Intiman has been looking around to replace the steely, capable Laura Penn for months now. The search ended a few days ago, when Intiman found Brian Colburn, the 35-year-old managing director of Pasadena Playhouse for the last four years.
He seems like a good hire for a bunch of reasons:
One. Colburn is young, and all regional theaters want to do these days is youth themselves up.
Two. Pasadena Playhouse is a quality establishment, a lovely little Spanish mission-style building with a courtyard a nice fountain.

It lives in a smart community—Caltech people, NASA people, the Jet Propulsion Lab people—that also supports the Norton Simon Museum. The only play I’ve seen there, Orson’s Shadow back in February, was quality. Nothing revolutionary, but quality.
(The play dramatizes real-life rehearsals where Orson Welles directed Laurence Olivier in a production of Ionesco’s Rhinoceros, with New Yorker theater critic Kenneth Tynan working as a kind of dramaturge. It’s a fucking disaster.)

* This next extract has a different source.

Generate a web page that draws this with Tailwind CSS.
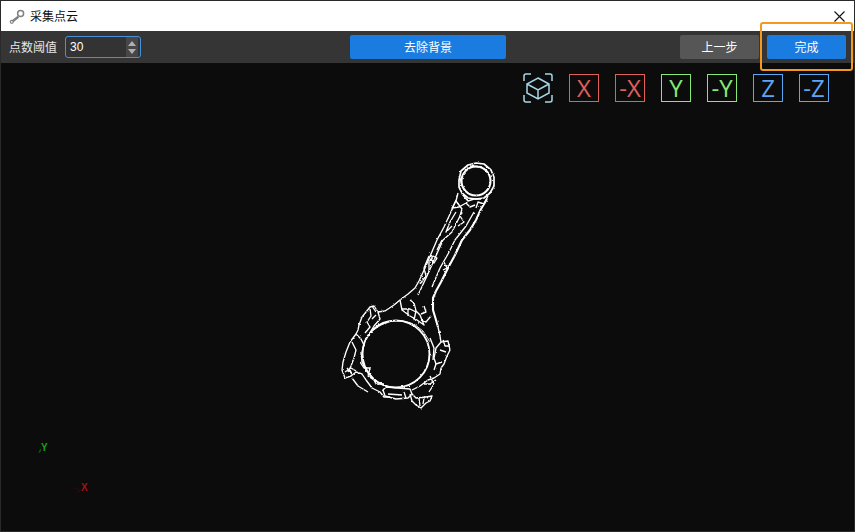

Three. The Playhouse is in good financial shape. It brought in $9 million in revenue in 2006—the most recent year for which tax forms are publicly available—and ended the year with a $2.7 million surplus. (Intiman, by contrast, brought in $6 million in 2007 and spent about as much.)
Four. The Playhouse also hosts a fringe company—the Furious Theater1—something Intiman, and every regional theater in America, should do. Big theaters lending their resources to nimbler, more adventurous organizations can only help them.
ACT is already leaning in that direction with Central Heating Lab, which presents fringe theater, dance, burlesque, comedy, and other stuff you wouldn’t normally expect to see in a regional theater. ACT wisely hired the Lab’s founder, Carlo Scandiuzzi, as managing director a few weeks ago. (You can read the Theater News column about that here.)
So that’s two promising managing directors in just two weeks—a bizarrely good streak for Seattle theater.
1Furious Theater, incidentally, produced the Los Angeles premiere of Back of the Throat, by local playwright Yussef El Guindi. That play had its world premiere at Theater Schmeater and went on good reception and reviews in NYC and LA.